[TASK BRIEF]:
State only the number of lines that include "components".

[MATERIALS PROVIDED]:
+ + + +

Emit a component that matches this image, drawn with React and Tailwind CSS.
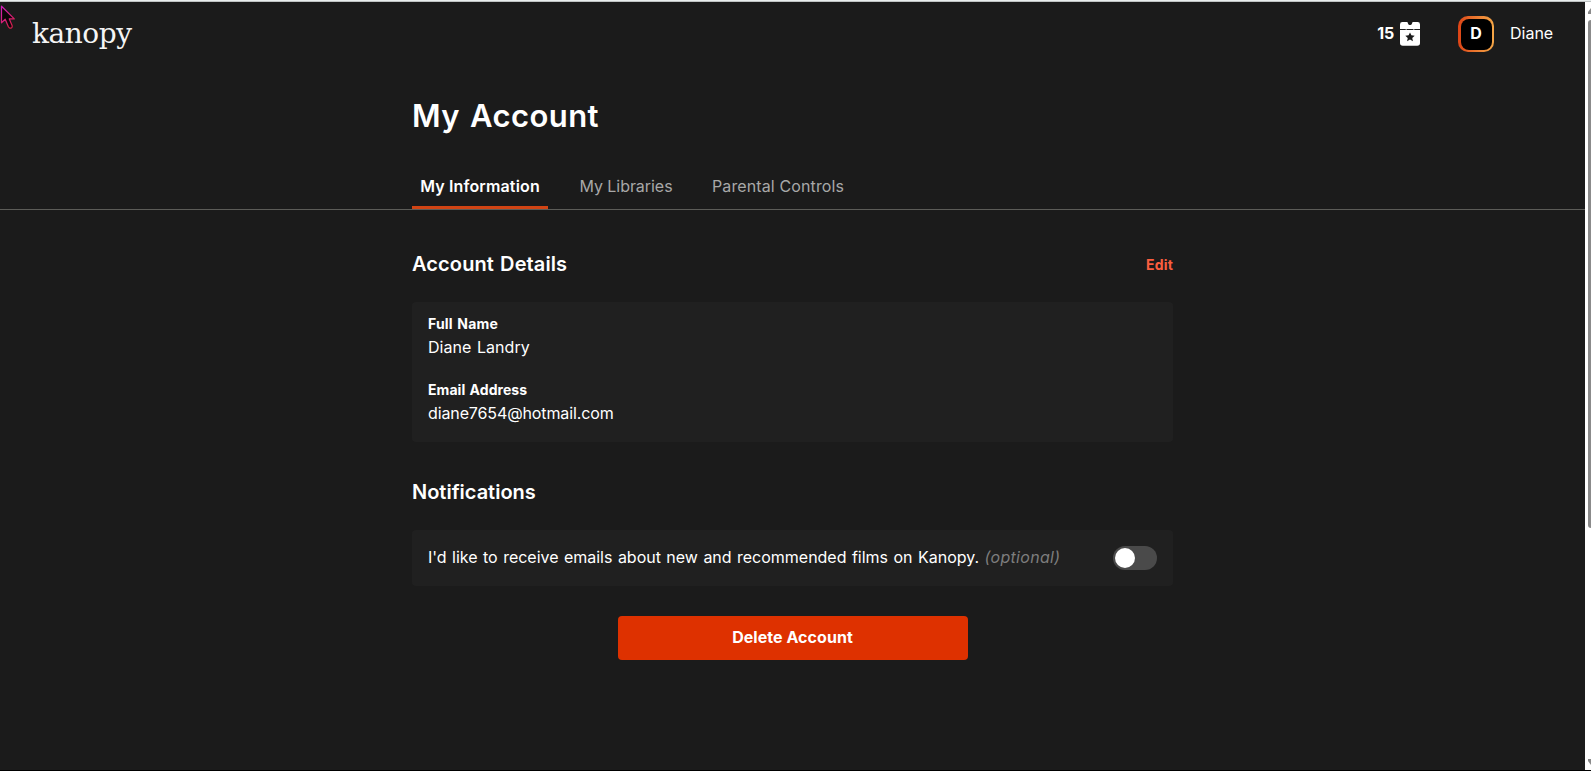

+ + + +

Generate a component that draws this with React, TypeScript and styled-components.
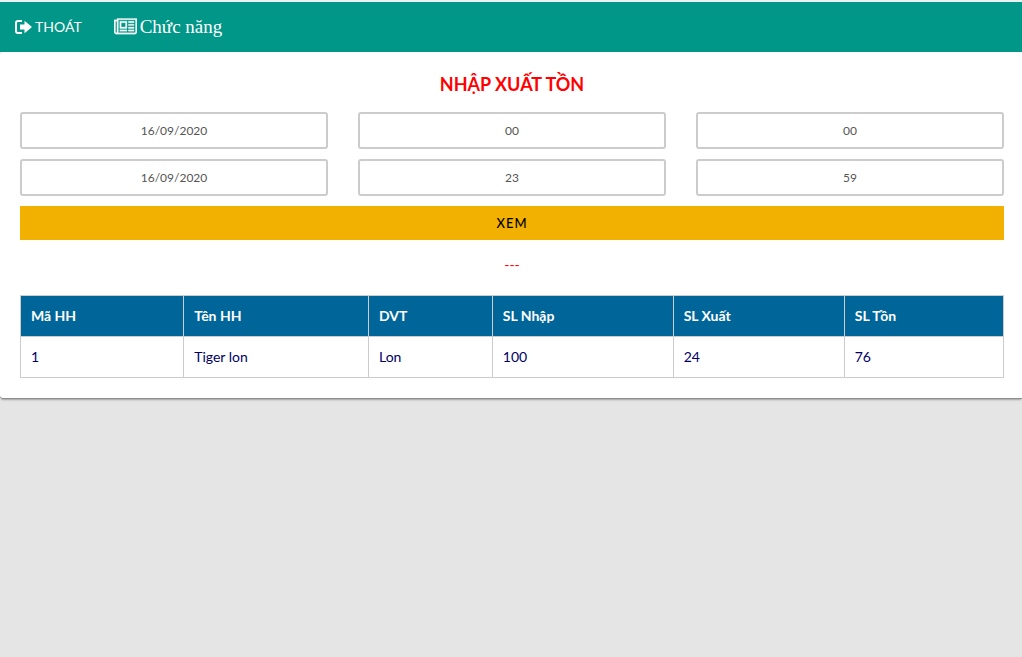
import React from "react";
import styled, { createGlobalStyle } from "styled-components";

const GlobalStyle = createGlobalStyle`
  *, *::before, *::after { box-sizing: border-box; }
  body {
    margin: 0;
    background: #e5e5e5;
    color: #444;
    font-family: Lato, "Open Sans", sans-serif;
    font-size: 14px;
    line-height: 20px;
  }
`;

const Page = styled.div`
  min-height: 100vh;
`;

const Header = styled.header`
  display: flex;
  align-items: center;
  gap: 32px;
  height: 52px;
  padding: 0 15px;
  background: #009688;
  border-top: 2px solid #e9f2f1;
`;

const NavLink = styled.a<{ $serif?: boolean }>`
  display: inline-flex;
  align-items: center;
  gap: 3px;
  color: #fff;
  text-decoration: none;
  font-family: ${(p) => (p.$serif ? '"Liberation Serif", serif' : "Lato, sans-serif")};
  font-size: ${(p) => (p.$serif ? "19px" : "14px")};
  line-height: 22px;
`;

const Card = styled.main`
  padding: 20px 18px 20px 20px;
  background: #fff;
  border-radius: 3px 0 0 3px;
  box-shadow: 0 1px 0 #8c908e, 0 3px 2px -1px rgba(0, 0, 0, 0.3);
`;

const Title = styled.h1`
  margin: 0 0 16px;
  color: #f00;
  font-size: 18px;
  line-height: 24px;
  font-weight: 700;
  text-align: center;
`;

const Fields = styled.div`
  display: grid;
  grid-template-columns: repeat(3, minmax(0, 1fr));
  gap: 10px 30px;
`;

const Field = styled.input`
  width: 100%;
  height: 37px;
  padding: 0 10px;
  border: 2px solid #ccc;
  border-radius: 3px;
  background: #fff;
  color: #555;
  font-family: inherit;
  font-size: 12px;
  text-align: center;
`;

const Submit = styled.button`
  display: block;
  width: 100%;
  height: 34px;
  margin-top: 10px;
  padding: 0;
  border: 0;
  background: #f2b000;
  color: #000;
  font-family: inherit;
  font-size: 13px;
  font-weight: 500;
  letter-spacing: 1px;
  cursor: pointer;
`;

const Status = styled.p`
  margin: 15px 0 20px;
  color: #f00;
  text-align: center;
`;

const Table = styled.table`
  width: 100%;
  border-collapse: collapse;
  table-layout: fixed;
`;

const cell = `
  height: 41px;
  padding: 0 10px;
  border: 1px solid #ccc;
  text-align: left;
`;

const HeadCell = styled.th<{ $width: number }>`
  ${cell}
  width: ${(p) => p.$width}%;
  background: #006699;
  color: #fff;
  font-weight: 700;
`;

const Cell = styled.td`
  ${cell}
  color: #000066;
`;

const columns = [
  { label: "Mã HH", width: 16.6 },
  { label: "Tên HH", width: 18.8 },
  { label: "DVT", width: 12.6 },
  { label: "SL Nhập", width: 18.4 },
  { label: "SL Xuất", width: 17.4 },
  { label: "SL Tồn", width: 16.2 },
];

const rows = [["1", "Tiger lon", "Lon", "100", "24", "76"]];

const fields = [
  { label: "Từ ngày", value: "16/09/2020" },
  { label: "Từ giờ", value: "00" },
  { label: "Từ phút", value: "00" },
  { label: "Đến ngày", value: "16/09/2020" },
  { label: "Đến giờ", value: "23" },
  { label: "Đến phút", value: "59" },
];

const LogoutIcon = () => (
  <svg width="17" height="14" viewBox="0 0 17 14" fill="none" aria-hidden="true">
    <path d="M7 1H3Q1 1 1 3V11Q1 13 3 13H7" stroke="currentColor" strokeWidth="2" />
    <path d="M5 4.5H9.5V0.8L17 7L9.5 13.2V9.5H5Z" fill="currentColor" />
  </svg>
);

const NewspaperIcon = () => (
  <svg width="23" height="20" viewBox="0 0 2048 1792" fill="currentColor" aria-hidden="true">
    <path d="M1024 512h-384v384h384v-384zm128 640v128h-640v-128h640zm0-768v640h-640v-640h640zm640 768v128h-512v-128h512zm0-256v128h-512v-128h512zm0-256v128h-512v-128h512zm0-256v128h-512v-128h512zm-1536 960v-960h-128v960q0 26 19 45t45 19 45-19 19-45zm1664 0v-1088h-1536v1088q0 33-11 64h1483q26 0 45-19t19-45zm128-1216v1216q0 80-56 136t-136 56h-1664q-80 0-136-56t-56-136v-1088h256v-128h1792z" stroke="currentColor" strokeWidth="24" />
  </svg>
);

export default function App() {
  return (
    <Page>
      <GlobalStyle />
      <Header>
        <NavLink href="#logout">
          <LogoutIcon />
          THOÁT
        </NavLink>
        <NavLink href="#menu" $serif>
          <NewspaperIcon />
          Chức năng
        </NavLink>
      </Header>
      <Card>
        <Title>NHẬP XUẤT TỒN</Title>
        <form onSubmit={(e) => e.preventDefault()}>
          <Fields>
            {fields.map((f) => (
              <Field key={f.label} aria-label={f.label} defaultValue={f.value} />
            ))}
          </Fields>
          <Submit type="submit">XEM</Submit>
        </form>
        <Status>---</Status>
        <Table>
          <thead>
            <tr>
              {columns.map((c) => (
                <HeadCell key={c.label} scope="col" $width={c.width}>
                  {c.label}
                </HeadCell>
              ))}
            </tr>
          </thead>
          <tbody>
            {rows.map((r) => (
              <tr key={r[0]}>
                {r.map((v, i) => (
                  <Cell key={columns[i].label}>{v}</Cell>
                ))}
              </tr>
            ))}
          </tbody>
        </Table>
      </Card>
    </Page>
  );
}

+ + + +

[WORKED ANSWER]:
2